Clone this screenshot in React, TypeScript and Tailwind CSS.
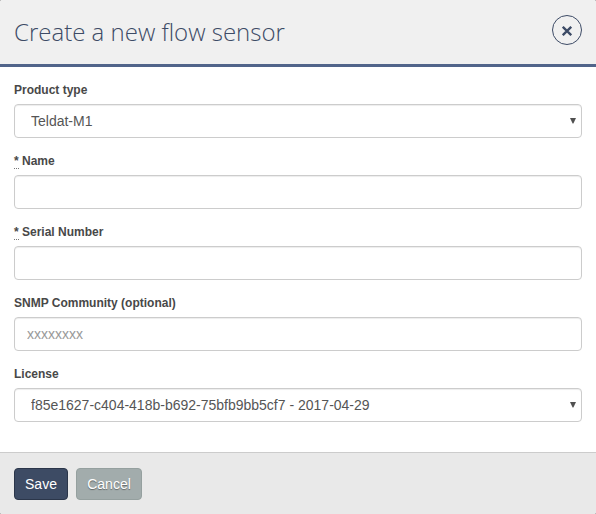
import type { ReactNode } from "react";

const control =
  "block h-[34px] w-full appearance-none rounded border border-[#ccc] bg-white text-sm text-[#555] shadow-[inset_0_1px_1px_rgba(0,0,0,0.075)] outline-none";

function Field({ id, label, required, children }: { id: string; label: string; required?: boolean; children: ReactNode }) {
  return (
    <div className="mb-[15px]">
      <label htmlFor={id} className="mb-[5px] block h-[17px] text-xs leading-[17px] font-bold text-[#484848]">
        {required && (
          <>
            <abbr title="required" className="border-b border-dotted border-[#777] no-underline">*</abbr>{" "}
          </>
        )}
        {label}
      </label>
      {children}
    </div>
  );
}

function Select({ id, value }: { id: string; value: string }) {
  return (
    <div className="relative">
      <select id={id} className={`${control} pl-4 pr-6`}>
        <option>{value}</option>
      </select>
      <svg className="pointer-events-none absolute top-[14px] right-[6px]" width="6" height="6" viewBox="0 0 6 6" fill="#505050">
        <path d="M0 0h6L3.4 5.4h-.8z" />
      </svg>
    </div>
  );
}

export default function App() {
  return (
    <div className="h-[514px] w-[596px] bg-[#777] font-['Liberation_Sans',Arial,sans-serif]">
      <div className="flex h-full flex-col overflow-hidden rounded-[2px] bg-white">
        <header className="flex h-[67px] shrink-0 items-start justify-between border-b-[3px] border-[#51648a] bg-[#f0f0f0] px-[14px] pt-[15px]">
          <h1 className="font-['Open_Sans',sans-serif] text-2xl leading-[34px] font-light text-[#3d4b66]">
            Create a new flow sensor
          </h1>
          <button aria-label="Close" className="flex size-[30px] items-center justify-center rounded-full border border-[#3d4b66]">
            <svg width="10" height="10" viewBox="0 0 10 10" fill="none" stroke="#3d4b66" strokeWidth="2.3" className="mt-[2px]">
              <path d="M.8.8l8.4 8.4M9.2.8L.8 9.2" />
            </svg>
          </button>
        </header>
        <main className="grow px-[14px] pt-[15px]">
          <Field id="type" label="Product type">
            <Select id="type" value="Teldat-M1" />
          </Field>
          <Field id="name" label="Name" required>
            <input id="name" className={`${control} px-3`} />
          </Field>
          <Field id="serial" label="Serial Number" required>
            <input id="serial" className={`${control} px-3`} />
          </Field>
          <Field id="snmp" label="SNMP Community (optional)">
            <input id="snmp" placeholder="xxxxxxxx" className={`${control} px-3 placeholder:text-[#999]`} />
          </Field>
          <Field id="license" label="License">
            <Select id="license" value="f85e1627-c404-418b-b692-75bfb9bb5cf7 - 2017-04-29" />
          </Field>
        </main>
        <footer className="flex h-[62px] shrink-0 gap-2 border-t border-[#ccc] bg-[#e9e9e9] px-[14px] pt-[15px] text-sm text-white">
          <button className="h-8 w-[54px] rounded border border-[#2b364a] bg-[#3d4b64]">Save</button>
          <button className="h-8 w-[66px] rounded border border-[#95a09f] bg-[#a2acac] [text-shadow:0_1px_1px_rgba(0,0,0,0.4)]">Cancel</button>
        </footer>
      </div>
    </div>
  );
}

• • • • •

**Given exercise:**
Leave out any pictures and return exactly the lines from the beginning of the data through the line with "h-[34px] w-full appearance-none", inclusive.

**Final result:**
Clone this screenshot in React, TypeScript and Tailwind CSS.
import type { ReactNode } from "react";

const control =
  "block h-[34px] w-full appearance-none rounded border border-[#ccc] bg-white text-sm text-[#555] shadow-[inset_0_1px_1px_rgba(0,0,0,0.075)] outline-none";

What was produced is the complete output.